(Bloomberg) -- German farmer Florian Hollmann has seen his pig prices soar 30% in just six months because of the deadly swine virus sweeping through Asia, yet he’s hesitant to expand his herd.
Like Hollmann, many European Union producers aren’t rushing to boost output despite a surge in sales to China, with EU production set to remain about steady this year. That’s because regulation in recent years has made it harder to expand operations, and farmers are worried that any disease outbreak in their own backyard or a U.S.-China trade deal could hurt their exports.
“Prices can be down as fast as they’ve been rising,” said Hollmann, whose farm in northwest Germany markets about 12,000 pigs a year. “Even though prices are good at the moment and margins are good, the situation is very unstable.”

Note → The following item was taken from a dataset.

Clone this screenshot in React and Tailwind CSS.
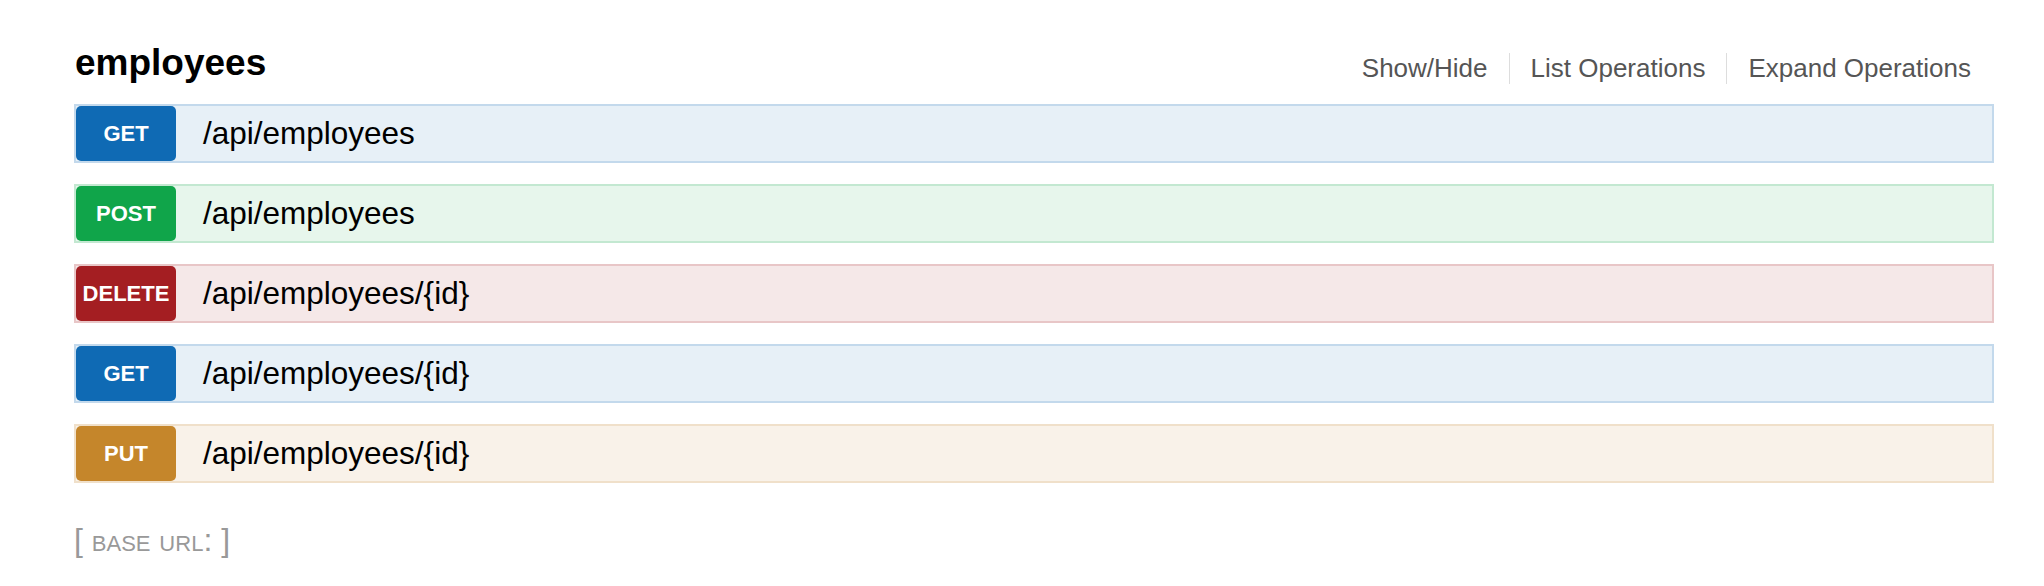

The EU has been among the biggest winners from the recent jump in Chinese pork imports. Still, the hurdles in boosting European output highlight the difficulties China and other Asian countries face in filling a shortfall as African swine fever cuts pig herds by the millions. The world’s top pork consumer may have to look elsewhere if it wants to import even more meat quickly.
Investing in herds is a challenge for European farms that faced market downturns in recent years and need time to reduce debts, while stricter environmental and animal-welfare rules raised costs. For Germany, that’s happening at a time when pork demand slows in the bratwurst-loving land.
Herds in the EU’s top producer shrank 7.8% in the past five years, and other northern European nations have also seen slaughter declines. After steady output this year, the EU forecasts production to grow just 1.4% in 2020.
Still, it’s been good news in terms of sales. EU exports jumped 16% this year through July and average prices are near the highest since 2013, at 1.63 pounds ($2.03) a kilogram.
Although Europe’s key exporters have remained free of the disease, cases at eastern farms picked up in recent months and Belgium reported the virus in wild boars, raising concerns it could cross borders and threaten exports.
“Everyone knows they’re just one false step away from an outbreak being reported in their own country,” said Justin Sherrard, global animal protein strategist at Rabobank International. “If you’re going to increase production, you want to be sure you’re going to retain access to the market you’re increasing for.”
Hollmann’s farm built a fence last winter to keep out wild boars -- something Denmark’s government is doing on its border. Farmers like Denmark’s Soren Sondergaard are also limiting visitors to barns and stepping up sanitation. While prices there are up about a third since spring, he doesn’t plan to expand further after buying a small farm nearby.
“It’s a completely new world compared to just six months ago,” said Sondergaard, a fifth-generation farmer near Billund who raises about 35,000 pigs a year. “We don’t really know where the end of this is, how fast Asia can get back in business.”
One reason Europe’s exports have done so well is because the U.S. and Canada have trade restrictions with China. The Asian country recently eased its stance on U.S. pork, saying it won’t be subject to additional tariffs and encouraging purchases.
“At the moment the trade war stops, the U.S. will export large amounts,” said Tim Koch, market analyst at AMI in Bonn, Germany.
Not everyone is so cautious. In Spain, which may top Germany as Europe’s top pork producer in 2020, the nation’s contract-farming structure and more land availability has made it easier to expand. Granja Los Alecos, which markets more than 350,000 hogs annually, tripled its breeding herd since 2010 and may expand 20% in the next few years.
“Now that the short-term situation has improved, we’ll probably try to go faster,” said Chief Executive Officer Liborio Oficialdegui Manterola.
--With assistance from Dominic Carey.